El resto es historia reciente. La formación actual de Astro Bonzo reúne, además de Cristian en guitarra, a Leo Bonzzi en voz, Eric Daneri en bajo y Mariano “Pulpo” Menna en batería. Sobre la etapa actual del grupo, Cristian expresa que “por suerte pegamos mucha onda con Leo en terminar las canciones y después llevarlas a la sala, para que el resto le ponga sus partes. Es una banda muy de bateristas, la curiosidad es que los tres son bateros: Leo es un batero que canta, Eric Daneri es un batero que toca el bajo, el Pulpo es batero y yo soy un baterista mental (risas). Así que el Bonzo Bonham (baterista de Zeppelin al que en parte debe su nombre el grupo) puede quedarse tranquilo”.
–¿Cómo viene el disco nuevo?
–Lo empezamos a grabar en abril, con mucha pila, energía, ganas y con la sabiduría que te da la experiencia acumulada. No apurarse, tratar de hacer las cosas más prolijas, con más contemplación, ir, dejarlas, volver, escucharlas de nuevo y así.
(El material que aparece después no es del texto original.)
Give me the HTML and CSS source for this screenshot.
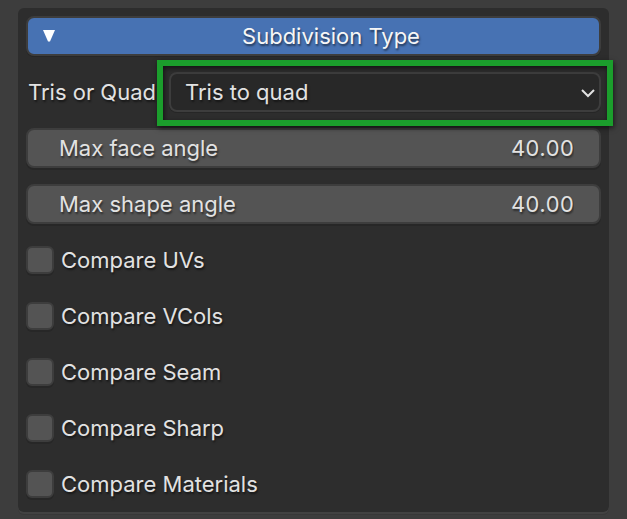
FILE: index.html
```html
<!DOCTYPE html>
<html lang="en">
<head>
<meta charset="utf-8">
<title>Subdivision Type</title>
<link rel="stylesheet" href="styles.css">
</head>
<body>
<form class="panel">
  <button class="header" type="button" aria-expanded="true">
    <svg class="triangle" viewBox="0 0 12 12" aria-hidden="true"><path d="M0 0H12L7 11.5H5Z"/></svg>
    <span class="title">Subdivision Type</span>
  </button>
  <div class="mode">
    <label class="mode-label" for="mode">Tris or Quad</label>
    <div class="dropdown">
      <select class="select" id="mode"><option>Tris to quad</option></select>
      <svg class="chevron" viewBox="0 0 14 9" aria-hidden="true"><path d="M1 1L7 7L13 1"/></svg>
    </div>
  </div>
  <div class="field">
    <label for="face">Max face angle</label>
    <input class="number" id="face" type="text" inputmode="decimal" value="40.00">
  </div>
  <div class="field">
    <label for="shape">Max shape angle</label>
    <input class="number" id="shape" type="text" inputmode="decimal" value="40.00">
  </div>
  <label class="check"><input class="box" type="checkbox">Compare UVs</label>
  <label class="check"><input class="box" type="checkbox">Compare VCols</label>
  <label class="check"><input class="box" type="checkbox">Compare Seam</label>
  <label class="check"><input class="box" type="checkbox">Compare Sharp</label>
  <label class="check"><input class="box" type="checkbox">Compare Materials</label>
</form>
</body>
</html>
```
FILE: styles.css
```css
* {
  box-sizing: border-box;
}

body {
  margin: 0;
  padding: 8px 18px 5px;
  background: #3d3d3d;
  color: #e2e2e2;
  font: 22px/36px Inter, "Liberation Sans", sans-serif;
  text-shadow: 1px 2px 2px rgba(0, 0, 0, 0.5);
}

button,
input,
select {
  margin: 0;
  color: inherit;
  font: inherit;
  text-shadow: inherit;
}

.panel {
  display: flex;
  flex-direction: column;
  gap: 16px;
  padding: 8px;
  border-radius: 6px;
  background: #2d2d2d;
  box-shadow: 0 2px #424242, 0 3px #383838;
}

.header,
.field,
.select {
  height: 40px;
  border: 2px solid #3d3d3d;
  border-radius: 8px;
}

.header {
  display: flex;
  align-items: center;
  padding: 0 0 0 15px;
  background: #4772b3;
  color: #f6f6f6;
  box-shadow: 0 1px #262626;
}

.triangle {
  width: 12px;
  height: 12px;
  fill: #fff;
}

.title {
  flex: 1;
  padding-left: 8px;
}

.mode {
  display: grid;
  grid-template-columns: 143px 1fr;
  align-items: center;
}

.mode-label {
  padding-left: 2px;
  white-space: nowrap;
}

.dropdown {
  position: relative;
}

.dropdown::after {
  content: "";
  position: absolute;
  inset: -12px -12px -14px;
  border: 6px solid #1b9e2c;
  box-shadow: 1px 2px 5px rgba(0, 0, 0, 0.6), inset 1px 2px 5px rgba(0, 0, 0, 0.6);
  pointer-events: none;
}

.select {
  display: block;
  width: 100%;
  padding: 0 32px 0 14px;
  appearance: none;
  background: #282828;
  box-shadow: 0 1px #262626;
}

.chevron {
  position: absolute;
  top: 17px;
  right: 6px;
  width: 14px;
  height: 9px;
  fill: none;
  stroke: #e2e2e2;
  stroke-width: 2;
}

.field {
  display: flex;
  justify-content: space-between;
  padding: 0 25px 0 31px;
  background: #545454;
  box-shadow: 0 2px #272727;
}

.number {
  width: 96px;
  height: 36px;
  padding: 0;
  border: 0;
  background: none;
  font-variant-numeric: tabular-nums;
  text-align: right;
}

.check {
  display: flex;
  align-items: center;
  gap: 7px;
  height: 40px;
}

.box {
  width: 28px;
  height: 28px;
  appearance: none;
  border: 2px solid #3d3d3d;
  border-radius: 6px;
  background: #545454;
  box-shadow: 0 2px #272727;
}
```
Estoy muy contento con lo que hicimos, ahora tenemos que arrancar la mezcla.
–¿Cómo ves tu futuro en la música de acá a los próximos años?
–En los momentos en los que que hay parates en los proyectos y vos ya tenés más de 40, decís: “¿que onda?” Mirás para el lado de la costa y estás lejos… Y ves para el otro lado y decís: “bueno, le seguimos dando para adelante”. Siempre me comentan la facilidad, que en realidad no es nada sencillo, que tengo para encontrarme con músicos nuevos, para seguir adelante y no detenerme. Creo que es un instinto de supervivencia, que espero me siga respondiendo de acá en adelante. Cualquier tipo de sacrificio que implique tener que re-adaptarse, re-fundar o re-formatear una banda o lo que sea, yo siempre sé que la recompensa espiritual y musical va a ser veinte veces superior.